Layer 2 = Do work off-chain, post proof on-chain
How It Works
WITHOUT L2 (Everything on Ethereum):
────────────────────────────────────
Transaction 1 → Ethereum → $5 fee
Transaction 2 → Ethereum → $5 fee
Transaction 3 → Ethereum → $5 fee
Transaction 4 → Ethereum → $5 fee
────────
Total: $20, slow
WITH L2:
────────────────────────────────────
Transaction 1 ┐
Transaction 2 ├→ L2 processes → Bundles → Ethereum
Transaction 3 │ (off-chain) 1 proof $5 fee
Transaction 4 ┘ ────────
Total: $1.25 each, fast
The Shipping Analogy
L1 ONLY (Expensive):
├── Send each package individually by FedEx
├── Each package = full shipping cost
└── 100 packages = 100× the cost
L2 (Cheap):
├── Collect 100 packages in a warehouse
├── Put them ALL in one big container
├── Ship the container once
└── 100 packages = 1× the cost, split 100 ways
Why Is It Still Secure?
L2 L1 (Ethereum)
─── ──────────────
1. Processes transactions fast
2. Bundles them together
3. Creates cryptographic proof ───→ 4. Ethereum verifies proof
("These are all valid") ("Looks correct ✓")
If L2 tries to CHEAT:
├── The proof won't verify on Ethereum
├── Anyone can challenge it
└── L2 loses money (slashed)
Popular Layer 2s
| L2 | Created By | Known For |
|---|---|---|
| Base | Coinbase | Fast growing, cheap |
| Arbitrum | Offchain Labs | Largest ecosystem |
| Optimism | Optimism Foundation | Developer friendly |
| Polygon | Polygon Labs | Gaming, NFTs |
10. Bridging & Wrapped Tokens
The Problem
Different blockchains can't talk to each other. Your ETH on Ethereum can't magically appear on another network.
The Solution: Bridging
Lock your coins on one network, get equivalent coins on another.

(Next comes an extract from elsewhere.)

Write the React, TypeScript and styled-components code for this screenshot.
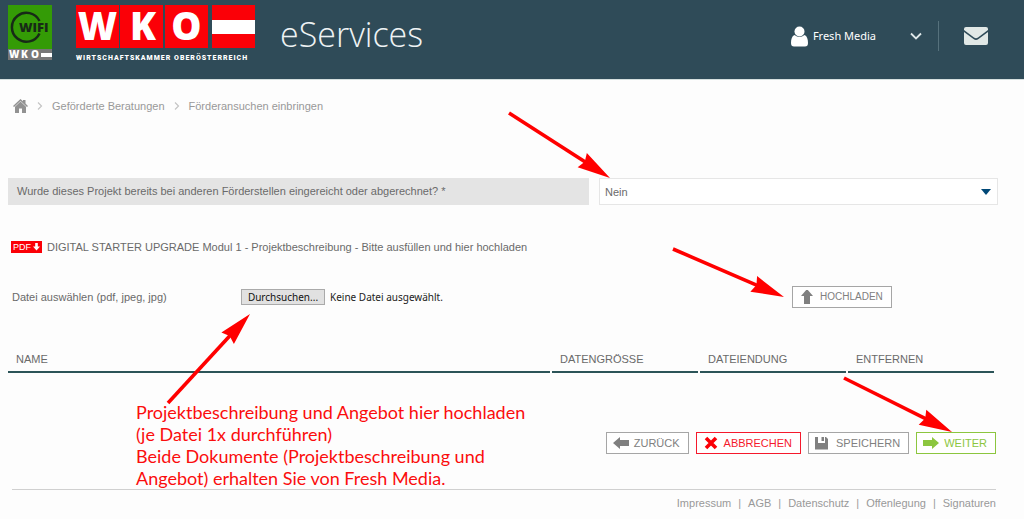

BRIDGING ETH FROM L1 → L2:
STEP 1: You have 1 ETH on Ethereum
Wallet: 1 ETH (L1)
STEP 2: You "bridge" it
Your 1 ETH gets LOCKED in a bridge contract
(You can't use it on L1 anymore)
STEP 3: L2 mints 1 ETH for you
Wallet: 1 ETH (L2)
RESULT:
├── L1: 1 ETH locked (can't touch it)
└── L2: 1 ETH available (use this!)
The Casino Chips Analogy
REAL DOLLARS = ETH on Ethereum (L1)
CASINO CHIPS = ETH on Layer 2
When you enter casino:
├── Give $100 cash to cashier (locked)
├── Receive $100 in chips (to use in casino)
└── Chips only work INSIDE the casino
When you leave:
├── Return chips to cashier
├── Get your cash back
└── Same value, different form
What is a "Wrapped" Token?
Same concept, different name. Wrapped = Lock original, mint equivalent elsewhere.
Common examples:
- WBTC (Wrapped Bitcoin): Bitcoin locked → WBTC minted on Ethereum
- WETH (Wrapped Ether): ETH locked → WETH minted (for technical compatibility)

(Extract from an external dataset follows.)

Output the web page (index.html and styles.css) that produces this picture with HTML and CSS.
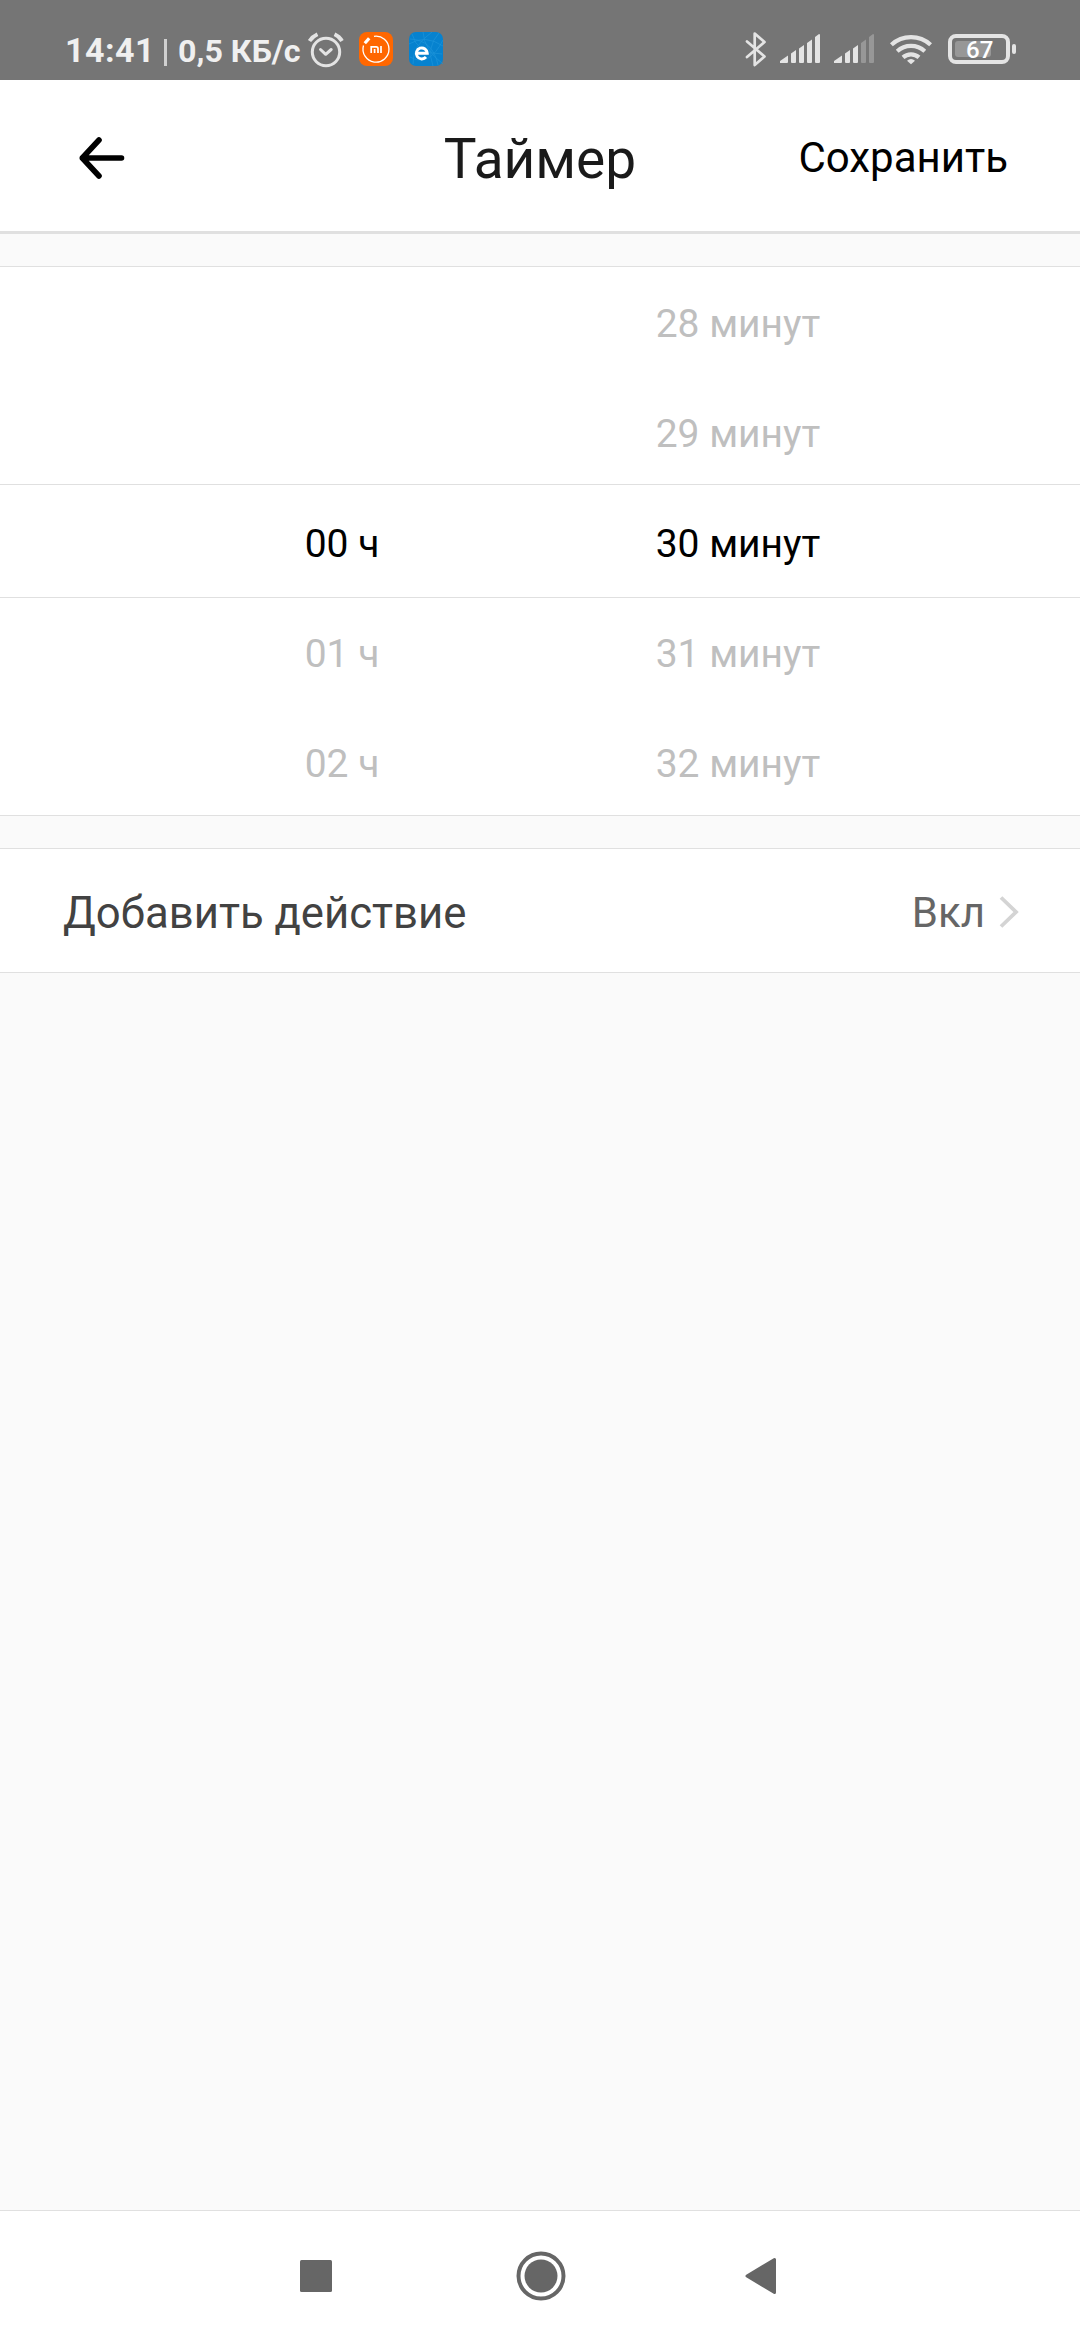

This lets you use Bitcoin in Ethereum apps, or use ETH on Layer 2s cheaply.
🎯 The Big Picture
Let's zoom out and see how everything connects:
BLOCKCHAINS FAMILY TREE
INDEPENDENT LAYER 1s
(Each has its own nodes/validators)
│
┌──────────────┼──────────────┐
│ │ │
▼ ▼ ▼
┌──────────┐ ┌──────────┐ ┌──────────┐
│ BITCOIN │ │ ETHEREUM │ │ SOLANA │
│ BTC │ │ ETH │ │ SOL │
│ │ │ │ │ │
│ No smart │ │ Smart │ │ Smart │
│ contracts│ │ contracts│ │ contracts│
│ │ │ │ │ │
│ No tokens│ │ Tokens: │ │ Tokens: │
│ │ │ USDC,UNI │ │ JUP,BONK │
└──────────┘ └────┬─────┘ └──────────┘
│
│ Layer 2s built on top
▼
┌─────────────────────┐
│ LAYER 2s │
│ (Use ETH security) │
├─────────────────────┤
│ BASE │
│ ARBITRUM │
│ OPTIMISM │
│ POLYGON │
└─────────────────────┘
📚 Key Takeaways
-
Blockchain = Shared, permanent, decentralized database
-
Bitcoin = Digital gold / secure vault (just stores and transfers value)
-
Ethereum = World computer (runs any program)
-
Smart contracts = Self-executing code (vending machines for anything)
-
Coins vs Tokens:
- Coin = Native to a blockchain (BTC, ETH)
- Token = Created by a smart contract on someone else's blockchain
-
Gas fees go to validators who run the network
-
The network is peer-to-peer - thousands of computers, no central server
-
Layer 2s = Fast lanes that process off-chain, post proofs on-chain
-
Bridging = Lock on one chain, mint on another (same value, different location)
🧠 The Ultimate Mental Model
Bitcoin = Digital gold (just stores value)
Ethereum = World computer (runs any program)
Solana = Faster world computer (different tradeoffs)
Layer 2 = Express lanes on Ethereum
Tokens = Programs on these computers that track ownership
Once you see blockchains as platforms and networks rather than just currencies, everything clicks into place. The "coins" are just the fuel that keeps these platforms running.
This document is part of my blockchain learning journey. Feel free to share and build upon it.